Oklahoma’s recent investment momentum has been broad, spanning manufacturing, aerospace, defense and digital infrastructure. The state set a record for new capital investment in 2025, highlighted by Google’s commitment to invest $9 billion over two years in Oklahoma, part of the company’s broader infrastructure expansion across the South Central U.S., including construction of a new data center in Stillwater.
In the Tulsa region, Beale Infrastructure has started on a new data center campus in Tulsa County, backed by a planned $1 billion investment and up to 100 permanent technical jobs, along with construction employment.
“Oklahoma has a number of communities, including Tulsa County, that offer the qualities that make the significant level of investment and development of our projects a good fit,” Beale Infrastructure said in an emailed statement. “From a skilled workforce pipeline, to creating partnerships with local education institutions to build workforce readiness programs, to support from state and local leaders, Beale Infrastructure is proud to contribute to the continued success of these communities through our investments and long-term partnerships.”

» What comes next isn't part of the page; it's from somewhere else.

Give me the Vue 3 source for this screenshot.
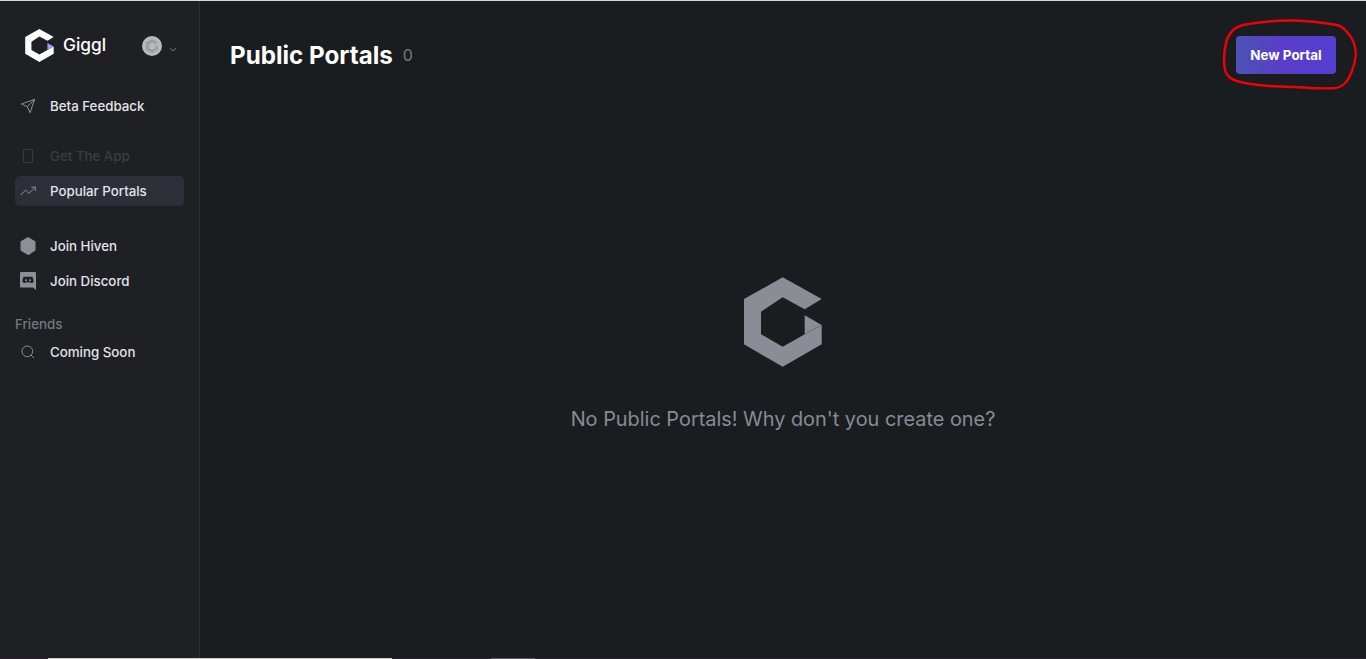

Manufacturing activity elsewhere in Oklahoma shows the same long-term orientation. In Lawton, Firehawk Aerospace’s $22 million investment is expanding advanced manufacturing operations, while in Bristow, Kratos Defense & Security Solutions plans a new facility that further broadens the state’s high-value industrial base.
Across the South Central U.S., the numbers tell a simple story: A dollar still goes further. In metros across Arkansas, Louisiana, Oklahoma and Texas, higher purchasing power changes how wages feel, how housing works and how operating costs behave over time. That difference is visible in where companies are placing advanced manufacturing, defense production and infrastructure projects, often in markets where real incomes hold up even as costs rise elsewhere.